Dumbo Trailer: Tim Burton's Live-Action Take On Disney Tale Soars
Dumbo soars to new heights in the first trailer for Tim Burton's live-action remake of Disney's 1941 animated classic — and we're already sobbing.
Set to a melancholic rendition of "Baby Mine" by Aurora, that heart-tugging track Dumbo's mother sings to him in the original film, the Dumbo trailer teases a darker take on the touching tale of the one-in-a-million baby elephant who inspires hope and inspiration everywhere he goes — particularly in places where only loss and sorrow reside.

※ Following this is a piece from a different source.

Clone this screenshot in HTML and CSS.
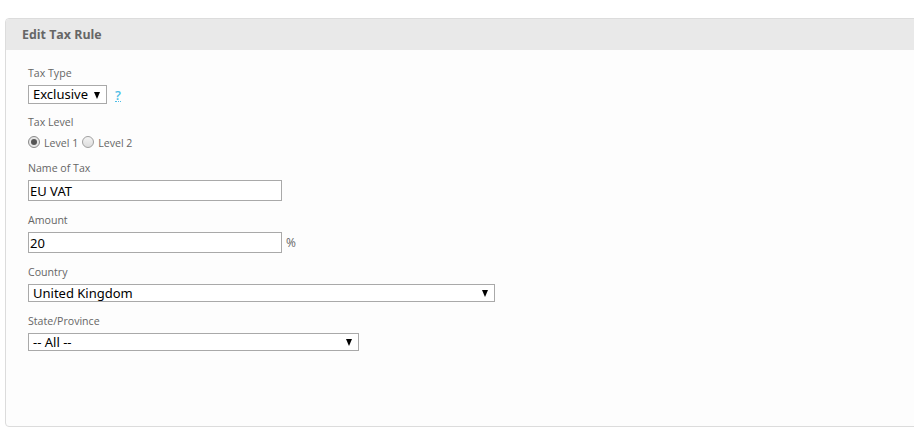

Though Dumbo's enormous ears initially set him up as the fall guy in an already failing circus, fate turns in his favor when circus owner Max Medici (Danny DeVito) and former star Holt Farrier (Colin Farrell), along with his children Milly (Nico Parker) and Joe (Finley Hobbins), discover that Dumbo can fly — just the type of awe-inspiring, audience-attracting spectacle the circus needs to thrive again. But when entrepreneur V.A. Vandevere (Michael Keaton) recruits Dumbo as part of his entertainment venture Dreamland, where he's meant to perform alongside the dazzling aerial artist Colette Marchant (Eva Green), everyone soon learns that the grass isn't always greener under a different big top.
Take a look at the trailer above, and check out the first poster for the film below.
Dumbo is the latest in a string of live-action remakes Disney has already released — following after movies like The Jungle Book, Cinderella, and Beauty and the Beast — and is part of an even longer line-up of films yet to come — including Christopher Robin, Aladdin, The Lion King, Mulan, Peter Pan, Tink, The Sword in the Stone, Pinocchio, Cruella, The Little Mermaid, Rose Red, Snow White and the Seven Dwarves, and more.
Burton directed 2010's Alice in Wonderland, one of the first remakes from Disney that blended live-action performances and CGI — the same marriage of traditional footage and computer graphics magic seen in the Dumbo trailer. With the filmmaker, who has honed his unique directorial style and visual aesthetic over his decades-long career, behind the helm, Dumbo is sure to be a treat for both the eyes and the heart. And if this first-look footage is truly indicative of what the rest of the film will look and feel like (and isn't lying to us like some trailers have in the past), it just might be great enough to sweeten the sourness of Burton's most infamous remake: the divisive, insulting Charlie and the Chocolate Factory, which followed up the beloved 1971 Willy Wonka & the Chocolate Factory.
Dumbo will fly into theaters on March 29, 2019.